Victims, relatives unhappy with club owners’ sentence, deemed too light

PROVIDENCE, R.I. – The owners of a nightclub where a 2003 fire killed 100 people will plead no contest to involuntary manslaughter charges, and only one will have to serve prison time, their lawyer said yesterday. Victims’ relatives were outraged.

Kathleen Hagerty said Jeffrey and Michael Derderian will enter the pleas more than 3 1/2 years after pyrotechnics ignited foam soundproofing as a 1980s heavy metal band started playing at The Station nightclub.

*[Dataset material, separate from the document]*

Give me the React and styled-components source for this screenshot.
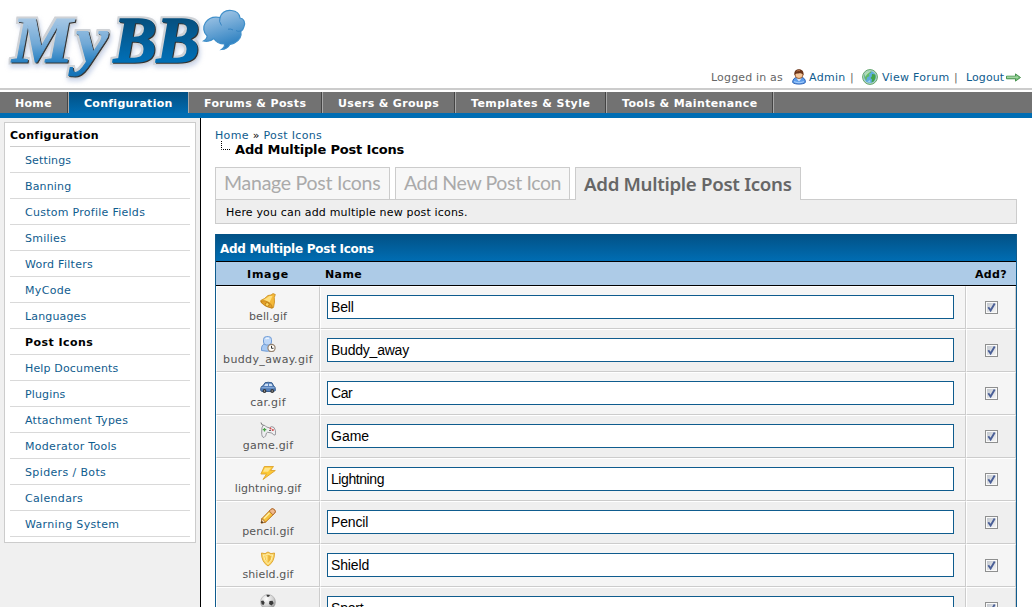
import React from "react";
import styled, { createGlobalStyle, css } from "styled-components";

const Global = createGlobalStyle`
  * { box-sizing: border-box; }
  html, body { margin: 0; padding: 0; background: #fff; overflow: hidden; }
  body { font: 11px/14px Verdana, "DejaVu Sans", sans-serif; color: #000; }
  ul { list-style: none; margin: 0; padding: 0; }
  a { color: #0f5c8e; text-decoration: none; }
`;

const Page = styled.div`
  height: 607px;
  display: flex;
  flex-direction: column;
  overflow: hidden;
`;

const Header = styled.header`
  height: 92px;
  flex: none;
  display: flex;
  justify-content: space-between;
  align-items: flex-end;
  padding: 0 11px 0 0;
  background: linear-gradient(#fff 88px, #ccc 88px, #ccc 90px, #fff 90px);
`;

const LogoArt = styled.svg`
  display: block;
  width: 260px;
  height: 88px;
  align-self: flex-start;
`;

const Welcome = styled.div`
  display: flex;
  align-items: center;
  height: 16px;
  margin-bottom: 7px;
  color: #666;
  white-space: pre;
`;

const WelcomeItem = styled.span`
  display: flex;
  align-items: center;
  line-height: 15px;
  padding-top: ${(p) => (p.$icon ? 0 : 1)}px;
  width: ${(p) => p.$w}px;
  letter-spacing: ${(p) => p.$ls || 0}px;
  gap: ${(p) => p.$gap || 0}px;
  svg { flex: none; }
  a { padding-top: 1px; }
`;

const Nav = styled.nav`
  display: flex;
  height: 26px;
  flex: none;
  background: linear-gradient(#727272 21px, #006db3 21px);
`;

const NavItem = styled.a`
  width: ${(p) => p.$w}px;
  height: 21px;
  line-height: 23px;
  padding-left: 15px;
  border-left: 1px solid #a8a8a8;
  border-right: 1px solid #444;
  color: #fff;
  font-weight: bold;
  white-space: nowrap;
  letter-spacing: ${(p) => p.$ls || 0}px;
  ${(p) => p.$first && css`border-left: 0;`}
  ${(p) => p.$active && css`
    border-right: 0;
    background: linear-gradient(#025083, #006bb0);
  `}
`;

const NavEnd = styled.span`
  width: 1px;
  height: 21px;
  background: #a8a8a8;
`;

const Body = styled.div`
  display: flex;
  flex: 1;
  min-height: 0;
`;

const Sidebar = styled.aside`
  width: 201px;
  flex: none;
  padding: 4px;
  background: #f0f0f0;
  border-right: 1px solid #000;
`;

const Menu = styled.div`
  background: #fff;
  border: 1px solid #ccc;
  padding: 0 5px 5px;
`;

const MenuTitle = styled.div`
  height: 24px;
  line-height: 25px;
  font-weight: bold;
  border-bottom: 1px solid #ccc;
  letter-spacing: 0.3px;
`;

const MenuItem = styled.li`
  height: 26px;
  line-height: 27px;
  padding-left: 15px;
  border-bottom: 1px solid #d9d9d9;
  color: ${(p) => (p.$active ? "#000" : "#0f5c8e")};
  font-weight: ${(p) => (p.$active ? "bold" : "normal")};
  letter-spacing: ${(p) => p.$ls || 0}px;
`;

const Content = styled.main`
  flex: 1;
  min-width: 0;
  padding: 11px 15px 0 14px;
`;

const Crumbs = styled.div`
  height: 14px;
  white-space: pre;
  letter-spacing: 0.33px;
`;

const CrumbTitle = styled.div`
  display: flex;
  gap: 5px;
  height: 14px;
  padding-left: 6px;
  font-size: 13px;
  line-height: 14px;
  font-weight: bold;
  letter-spacing: -0.17px;
`;

const CrumbBend = styled.svg`
  width: 9px;
  height: 9px;
  margin-top: -2px;
  flex: none;
  display: block;
`;

const Tabs = styled.div`
  display: flex;
  gap: 5px;
  margin-top: 10px;
`;

const Tab = styled.a`
  width: ${(p) => p.$w}px;
  height: ${(p) => (p.$active ? 33 : 32)}px;
  margin-bottom: ${(p) => (p.$active ? -1 : 0)}px;
  z-index: 1;
  padding-left: 8px;
  border: 1px solid #ccc;
  border-bottom: 0;
  background: ${(p) => (p.$active ? "#eee" : "#f7f7f7")};
  color: ${(p) => (p.$active ? "#666" : "#aaa")};
  font: ${(p) => (p.$active ? '600 18.7px/31px "Noto Sans"' : '400 19.5px/30px Lato')}, sans-serif;
  letter-spacing: ${(p) => p.$ls || 0}px;
  white-space: nowrap;
`;

const Intro = styled.div`
  height: 25px;
  line-height: 25px;
  padding-left: 10px;
  border: 1px solid #ccc;
  background: #eee;
  letter-spacing: 0.17px;
`;

const Panel = styled.section`
  margin-top: 10px;
  border: 1px solid #0f5c8e;
  height: 500px;
`;

const PanelTitle = styled.h2`
  margin: -1px 0 0;
  height: 28px;
  line-height: 30px;
  padding-left: 4px;
  font-size: 12px;
  color: #fff;
  background: linear-gradient(#025185, #006db3);
  border-bottom: 1px solid #000;
  letter-spacing: -0.26px;
`;

const grid = css`
  display: grid;
  grid-template-columns: 104px 646px 50px;
`;

const HeadRow = styled.div`
  ${grid}
  height: 24px;
  line-height: 25px;
  background: #adcbe7;
  border-bottom: 1px solid #000;
  font-weight: bold;
`;

const HeadCell = styled.span`
  text-align: ${(p) => (p.$left ? "left" : "center")};
  padding-left: ${(p) => (p.$left ? 5 : 0)}px;
  letter-spacing: ${(p) => p.$ls || 0}px;
`;

const Row = styled.div`
  ${grid}
  height: 43px;
  background: ${(p) => (p.$alt ? "#efefef" : "#f5f5f5")};
`;

const Cell = styled.div`
  display: flex;
  flex-direction: column;
  align-items: center;
  border: 1px solid;
  border-color: #fff #ccc #ccc #fff;
  padding: ${(p) => p.$pad || "0"};
  color: #555;
  svg { display: block; flex: none; }
`;

const FileName = styled.span`
  line-height: 15px;
  letter-spacing: ${(p) => p.$ls || 0}px;
`;

const Field = styled.input`
  width: 627px;
  height: 24px;
  padding: 1px 3px;
  margin-right: 5px;
  border: 1px solid #0f5c8e;
  border-radius: 0;
  background: #fff;
  color: #000;
  font: 14px "Liberation Sans", Arial, sans-serif;
  letter-spacing: ${(p) => p.$ls || 0}px;
  outline: none;
`;

/* ---------- drawings ---------- */

const Logo = () => (
  <LogoArt viewBox="0 0 260 88" role="img" aria-label="MyBB">
    <defs>
      <linearGradient id="lt" gradientUnits="userSpaceOnUse" x1="0" y1="17" x2="0" y2="76">
        <stop offset="0" stopColor="#a9c9e6" />
        <stop offset="0.45" stopColor="#72a9d6" />
        <stop offset="0.8" stopColor="#1f7cc0" />
        <stop offset="1" stopColor="#1472b6" />
      </linearGradient>
      <linearGradient id="dk" gradientUnits="userSpaceOnUse" x1="0" y1="19" x2="0" y2="63">
        <stop offset="0" stopColor="#06507f" />
        <stop offset="1" stopColor="#0070b8" />
      </linearGradient>
      <linearGradient id="bub" gradientUnits="userSpaceOnUse" x1="215" y1="10" x2="228" y2="50">
        <stop offset="0" stopColor="#a9cae8" />
        <stop offset="1" stopColor="#2079bd" />
      </linearGradient>
      <filter id="bevel" filterUnits="userSpaceOnUse" x="0" y="5" width="215" height="83" colorInterpolationFilters="sRGB">
        <feMorphology in="SourceAlpha" operator="dilate" radius="1.6" result="fat" />
        <feGaussianBlur in="fat" stdDeviation="0.6" result="fatSoft" />
        <feFlood floodColor="#cfd2d6" />
        <feComposite in2="fatSoft" operator="in" result="rim" />
        <feGaussianBlur in="fat" stdDeviation="2" />
        <feOffset dx="1" dy="3" result="far" />
        <feFlood floodColor="#9fb2d8" floodOpacity="0.5" />
        <feComposite in2="far" operator="in" result="glow" />
        <feGaussianBlur in="SourceAlpha" stdDeviation="0.4" />
        <feOffset dx="1" dy="1.2" result="near" />
        <feFlood floodColor="#333" />
        <feComposite in2="near" operator="in" result="edge" />
        <feMerge>
          <feMergeNode in="glow" />
          <feMergeNode in="rim" />
          <feMergeNode in="edge" />
          <feMergeNode in="SourceGraphic" />
        </feMerge>
      </filter>
    </defs>
    <g fontFamily='"Liberation Serif", serif' fontStyle="italic" fontWeight="bold" fontSize="66" filter="url(#bevel)">
      <text x="12" y="62" fill="url(#lt)" stroke="url(#lt)" strokeWidth="1" textLength="61" lengthAdjust="spacingAndGlyphs">M</text>
      <text x="76" y="62" fill="url(#lt)" stroke="url(#lt)" strokeWidth="1" textLength="32" lengthAdjust="spacingAndGlyphs">y</text>
      <text x="113.500" y="62" fill="url(#dk)" stroke="url(#dk)" strokeWidth="1.600" textLength="86" lengthAdjust="spacingAndGlyphs">BB</text>
    </g>
    <path
      d="M220 17.500C222 11.500 227 10 231.500 10.500C236.500 11 239.500 13.500 240 18C244 18.500 245.500 22.500 244 26.500C243.400 29 242 30.500 240.800 31.500C242 36 239.500 40.500 234.500 43C232 44.200 230.500 44 229.800 44.500C228.500 47 226.500 49.300 221.500 49.500C224.500 47.500 224.800 46 224.500 44C219 44 215.500 41.500 214 38.500C211.500 40.700 208 42 203.500 41C206.500 39 207.300 37.500 207 35.800C203.500 32.500 202.500 27 205.500 22.500C208.500 18 214.500 16.500 220 17.500Z"
      fill="url(#bub)" stroke="#3f8fca" strokeWidth="1.200"
    />
    <path d="M220 17.500Q218.500 21.500 221.500 25.500M228 29.200Q231 28.500 233 30M241 31Q237.500 32 236 30.500" fill="none" stroke="#3684c2" strokeWidth="1" />
  </LogoArt>
);

const UserIcon = () => (
  <svg width="14" height="16" viewBox="0 0 14 16">
    <path d="M.700 13.500C.300 10.500 3 8.500 4.500 8.300H9.500C11.500 8.500 13.900 10.500 13.300 13.500C11 15.600 3 15.600 .700 13.500Z" fill="#5b9bea" stroke="#2d62b5" />
    <path d="M4.500 9.500L7 12.500L9.500 9.500Z" fill="#d5e7fb" />
    <path d="M2 12.500Q7 14.800 12 12.500" stroke="#9cc8fb" strokeWidth="1.200" fill="none" />
    <circle cx="7" cy="5.500" r="4" fill="#f6c79b" stroke="#a0643b" />
    <path d="M2.600 6.500C1.500 1.800 4.500 .300 7 .300C10 .300 12.200 2.500 11.400 6.500C10.600 4.500 8.500 4.200 6.500 4.400C4.500 4.400 3.200 4.600 2.600 6.500Z" fill="#6b3419" />
    <path d="M4.500 2.200Q6 1.200 8 1.700" stroke="#b9744b" fill="none" />
  </svg>
);

const GlobeIcon = () => (
  <svg width="16" height="16" viewBox="0 0 16 16">
    <circle cx="8" cy="8" r="7.400" fill="#b7d6c4" stroke="#5fa56b" strokeWidth="1" />
    <circle cx="8" cy="8" r="5.900" fill="#5fabdf" />
    <path d="M2.500 6Q4 2 8.500 2L9.500 3.500L7 5L7.500 7L5 8.500L4.500 11.500Q2 9.500 2.500 6Z" fill="#62bb66" />
    <path d="M10 5L13.300 5.500Q14.300 9.500 11.500 12.500L9.500 13.500L10 10.500L8.500 9L9.800 7.500Z" fill="#43a648" />
    <path d="M3 4.500Q5.500 1.600 9 2.200Q6 4 3 8Z" fill="#fff" opacity=".5" />
    <path d="M5.500 12.500L8 11L8.500 13.800Z" fill="#9cd3f1" />
  </svg>
);

const ArrowIcon = () => (
  <svg width="15" height="9" viewBox="0 0 15 9">
    <path d="M.500 3.200H9.500V.900L14.500 4.500L9.500 8.100V5.800H.500Z" fill="#79c17c" stroke="#3d8b45" strokeWidth=".9" />
    <path d="M1 4.200H12" stroke="#b6e0b4" />
  </svg>
);

const icons = {
  bell: (
    <>
      <path d="M13 .600L15.300 1.500L14.300 4.500L14.500 9L13.500 14.500L11.500 15.200L1 9.500L.700 7.500L4.500 5.500L8 2.500L11 2Z" fill="#f4b93a" stroke="#c98a1c" strokeWidth=".8" />
      <path d="M3.500 7L9.500 3L12.500 3L9.500 9.500Z" fill="#ffdf7d" />
      <path d="M1 8Q5 6.800 9 9.500Q12.500 12 12.500 15Q8 14.800 4.500 12.500Q1 10 1 8Z" fill="#e3a029" stroke="#b67510" strokeWidth=".6" />
      <circle cx="7.200" cy="11.500" r="1.900" fill="#ffd75f" stroke="#a96a0a" strokeWidth=".7" />
    </>
  ),
  buddy: (
    <>
      <path d="M1.500 14.500Q1 8.500 5 8H10Q13.500 8.500 13 14.500Q7 16 1.500 14.500Z" fill="#a6c8f2" stroke="#6f9bd5" />
      <rect x="3.500" y=".600" width="8" height="8.400" rx="3" fill="#bcd6f7" stroke="#6f9bd5" />
      <path d="M5.500 3Q7 1.700 9 2.500" stroke="#e9f3ff" strokeWidth="1.500" fill="none" />
      <circle cx="11.500" cy="12" r="3.600" fill="#fffdf8" stroke="#93816f" strokeWidth="1.200" />
      <path d="M11.500 9.800V12.300H13.500" fill="none" stroke="#333" />
    </>
  ),
  car: (
    <>
      <path d="M.700 9.500Q1 7 3 6.800L5 3.700Q8 2.800 12 3.800L13.700 7Q15.600 7.500 15.400 11.500L13.500 12.500H2L.700 11.500Z" fill="#5680bb" stroke="#2f5688" strokeWidth=".9" />
      <path d="M4 7L5.500 4.700H8V7ZM9 4.700H11.500L12.500 7H9Z" fill="#cfe0f3" />
      <path d="M1.500 8.700H14.500" stroke="#8fb2dd" />
      <circle cx="4.500" cy="12" r="1.900" fill="#333" /><circle cx="12.200" cy="12" r="1.900" fill="#333" />
      <circle cx="4.500" cy="12" r=".7" fill="#bbb" /><circle cx="12.200" cy="12" r=".7" fill="#bbb" />
    </>
  ),
  game: (
    <>
      <path d="M1 .500Q1 3 4 3.500" stroke="#777" fill="none" />
      <path d="M3 3.500Q5 2.500 6.500 5L9.500 5.800Q11.500 3.500 14 5.500Q16 8 15.700 12.500Q14 14.500 11.800 11L9 10.500Q7 10 6.500 11Q6 14.500 4 15.500Q1.500 15.500 1.700 10Q1.500 5 3 3.500Z" fill="#eeeef0" stroke="#8d8d93" strokeWidth=".9" />
      <path d="M2.700 7.700H6.300M4.500 6V9.500" stroke="#47a447" strokeWidth="1.300" />
      <circle cx="10.500" cy="6.500" r="1" fill="#d84a4a" /><circle cx="12.800" cy="8" r="1.100" fill="#d84a4a" />
      <path d="M9 8.500H11" stroke="#666" />
    </>
  ),
  lightning: (
    <>
      <path d="M4.300 1.500H13.500L10.500 5.500H15.300L3 14.500L6.500 9H.900Z" fill="#fcc936" stroke="#dfa32b" strokeWidth=".9" strokeLinejoin="round" />
      <path d="M5 2.700H11L8 6.800H3Z" fill="#ffe48a" />
    </>
  ),
  pencil: (
    <>
      <path d="M11 1.300Q12.500 0 14.500 1.700Q16 3.500 14.800 5L5.500 14.200L1.200 15L2 10.500Z" fill="#f7c33c" stroke="#b96f17" strokeLinejoin="round" />
      <path d="M11 1.300Q12.500 0 14.500 1.700Q16 3.500 14.800 5L12.800 6.800L9.300 3Z" fill="#efb98f" stroke="#a8612c" strokeWidth=".8" />
      <path d="M2 10.500L5.500 14.200L1.200 15Z" fill="#fae0ba" stroke="#a5651c" strokeWidth=".8" />
      <path d="M4 10.500L9.500 5" stroke="#fff0a5" strokeWidth="1.600" /><circle cx="2" cy="14.200" r=".9" fill="#432" />
    </>
  ),
  shield: (
    <>
      <path d="M1.500 2L5 2.700L8 1L11 2.700L14.500 2Q14.500 11 8 15Q1.500 11 1.500 2Z" fill="#fbd768" stroke="#dfa530" strokeLinejoin="round" />
      <path d="M3.500 4L5.500 4.200L8 3L10.500 4.200L12.500 4Q12.200 9.500 8 12.800Q3.800 9.500 3.500 4Z" fill="#f5c340" stroke="#fff0b0" />
      <path d="M5.200 5L7.500 4.200V11Q5.500 9 5.200 5Z" fill="#ffe48b" />
      <path d="M8.500 4.200L10.800 5.200Q10.500 9 8.500 11Z" fill="#e9b13a" />
    </>
  ),
  sport: (
    <>
      <defs>
        <radialGradient id="ball" cx=".4" cy=".3" r=".75">
          <stop offset="0" stopColor="#fff" /><stop offset=".6" stopColor="#cfcfcf" /><stop offset="1" stopColor="#888" />
        </radialGradient>
      </defs>
      <circle cx="8" cy="8" r="7.500" fill="url(#ball)" stroke="#aaa" strokeWidth=".6" />
      <path d="M6.500 .800L10 1L9 2.800L7 2.700ZM1 7L3.300 6.500L4.700 8.700L3.500 11L1.600 10.300ZM9.500 7L12.500 6.700L13.700 9.200L11.500 11.500L9 10ZM6 13.500L8.500 13L9.500 15H6.500Z" fill="#3a3a3a" />
    </>
  ),
};

const Glyph = ({ name }) => (
  <svg width="16" height="16" viewBox="0 0 16 16">{icons[name]}</svg>
);

const Check = () => (
  <svg width="13" height="13" viewBox="0 0 13 13" role="checkbox" aria-checked="true">
    <defs>
      <linearGradient id="chk" x1="0" y1="0" x2="1" y2="1">
        <stop offset="0" stopColor="#c2c7ce" /><stop offset="1" stopColor="#f6f6f6" />
      </linearGradient>
    </defs>
    <rect x=".5" y=".5" width="12" height="12" fill="#fafafa" stroke="#8e8f8f" />
    <rect x="2" y="2" width="9" height="9" fill="url(#chk)" />
    <path d="M3.300 6.300L5.600 9.500L9.700 2.500" fill="none" stroke="#4a5f97" strokeWidth="1.900" />
  </svg>
);

/* ---------- data: label, (width,) letter spacing ---------- */

const nav = [
  ["Home", 68, 0.3],
  ["Configuration", 120, 0.28],
  ["Forums & Posts", 134, 0.37],
  ["Users & Groups", 133, 0.33],
  ["Templates & Style", 151, 0.42],
  ["Tools & Maintenance", 167, 0.37],
];

const menu = [
  ["Settings", 0.13], ["Banning", 0.15], ["Custom Profile Fields", 0.27], ["Smilies", 0.25], ["Word Filters", 0.27],
  ["MyCode", 0.33], ["Languages", 0.15], ["Post Icons", 0.45], ["Help Documents", 0.15], ["Plugins", 0.15],
  ["Attachment Types", 0.26], ["Moderator Tools", 0.3], ["Spiders / Bots", 0.37], ["Calendars", 0.33], ["Warning System", 0.33],
];

const rows = [
  ["bell", "bell.gif", "Bell", 0.1, -0.2],
  ["buddy", "buddy_away.gif", "Buddy_away", 0.37, -0.22],
  ["car", "car.gif", "Car", 0.27, -0.4],
  ["game", "game.gif", "Game", 0.25, 0],
  ["lightning", "lightning.gif", "Lightning", 0.05, -0.42],
  ["pencil", "pencil.gif", "Pencil", 0.12, -0.15],
  ["shield", "shield.gif", "Shield", 0.12, -0.15],
  ["sport", "sport.gif", "Sport", 0.1, -0.2],
];

export default function App() {
  return (
    <Page>
      <Global />
      <Header>
        <Logo />
        <Welcome>
          <WelcomeItem $w={81} $ls={0.17}>Logged in as</WelcomeItem>
          <WelcomeItem $w={58} $gap={3} $ls={0.3} $icon><UserIcon /><a href="#">Admin</a></WelcomeItem>
          <WelcomeItem $w={12}>|</WelcomeItem>
          <WelcomeItem $w={92} $gap={4} $ls={0.3} $icon><GlobeIcon /><a href="#">View Forum</a></WelcomeItem>
          <WelcomeItem $w={12}>|</WelcomeItem>
          <WelcomeItem $w={55} $gap={2} $ls={0.1} $icon><a href="#">Logout</a><ArrowIcon /></WelcomeItem>
        </Welcome>
      </Header>
      <Nav>
        {nav.map(([label, w, ls], i) => (
          <NavItem key={label} href="#" $w={w} $ls={ls} $first={i === 0} $active={i === 1}>{label}</NavItem>
        ))}
        <NavEnd />
      </Nav>
      <Body>
        <Sidebar>
          <Menu>
            <MenuTitle>Configuration</MenuTitle>
            <ul>
              {menu.map(([label, ls]) => (
                <MenuItem key={label} $ls={ls} $active={label === "Post Icons"}>{label}</MenuItem>
              ))}
            </ul>
          </Menu>
        </Sidebar>
        <Content>
          <Crumbs><a href="#">Home</a> » <a href="#">Post Icons</a></Crumbs>
          <CrumbTitle>
            <CrumbBend viewBox="0 0 9 9">
              <path d="M.5 0V8.500H9" fill="none" stroke="#000" strokeDasharray="1 1" />
            </CrumbBend>
            Add Multiple Post Icons
          </CrumbTitle>
          <Tabs>
            <Tab href="#" $w={175} $ls={-0.25}>Manage Post Icons</Tab>
            <Tab href="#" $w={175} $ls={-0.37}>Add New Post Icon</Tab>
            <Tab href="#" $w={226} $ls={-0.31} $active>Add Multiple Post Icons</Tab>
          </Tabs>
          <Intro>Here you can add multiple new post icons.</Intro>
          <Panel>
            <PanelTitle>Add Multiple Post Icons</PanelTitle>
            <HeadRow>
              <HeadCell $ls={0.7}>Image</HeadCell>
              <HeadCell $left $ls={0.4}>Name</HeadCell>
              <HeadCell $ls={0.4}>Add?</HeadCell>
            </HeadRow>
            {rows.map(([icon, file, name, ls, fieldLs], i) => (
              <Row key={file} $alt={i % 2 === 1}>
                <Cell $pad="6px 0 0">
                  <Glyph name={icon} />
                  {i < 7 && <FileName $ls={ls}>{file}</FileName>}
                </Cell>
                <Cell $pad="8px 0 0"><Field defaultValue={name} $ls={fieldLs} /></Cell>
                <Cell $pad="14px 0 0"><Check /></Cell>
              </Row>
            ))}
          </Panel>
        </Content>
      </Body>
    </Page>
  );
}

Hagerty confirmed Michael Derderian will serve 4 years in a minimum security prison, with eligibility for a work release program, and that Jeffrey Derderian will receive a suspended 10-year sentence.

Relatives were furious about what they considered to be light punishments for the brothers’ role in the fourth-deadliest fire in U.S. history, a tragedy that touched untold thousands of people in the nation’s smallest state.

“I can’t believe the attorney general is just going to stand by and say OK to this,” said Diane Mattera, whose 29-year-old daughter, Tammy Mattera-Housa, died in the fire.

Hagerty confirmed the pleas after WJAR-TV and The Providence Journal reported on a letter Attorney General Patrick Lynch wrote to families of those killed to announce the plea deal. A spokesman for Lynch did not immediately return phone messages seeking comment; media reported that Lynch was making calls to family members yesterday night.

Lynch says in the letter that he objects to the sentences that Superior Court Judge Francis Darigan has said he will give the Derderians.

“Most significantly, I strongly disagree with the Court’s intention to sentence Jeffrey Derderian to less than jail,” he wrote. He added, however, that the plea deals mean the brothers are accepting criminal responsibility “despite months of denials.”

The Derderians will change their pleas on Sept. 29 and could be sentenced that day, according to the letter.

Many relatives of victims, including Robert Bruyere, whose stepdaughter, Bonnie Hamelin, died in the fire, said they learned about the plea from news reports.

Lynch “better hope I don’t see him in person, because I’ll be in jail,” Bruyere said in a telephone interview as his wife, Claire, sobbed in the background.

The plea comes as jury selection was under way for Michael Derderian’s criminal trial; his brother’s trial was to have followed.

“All I can say is that Jeffrey and Michael Derderian are looking to put a resolution to this,” Hagerty said.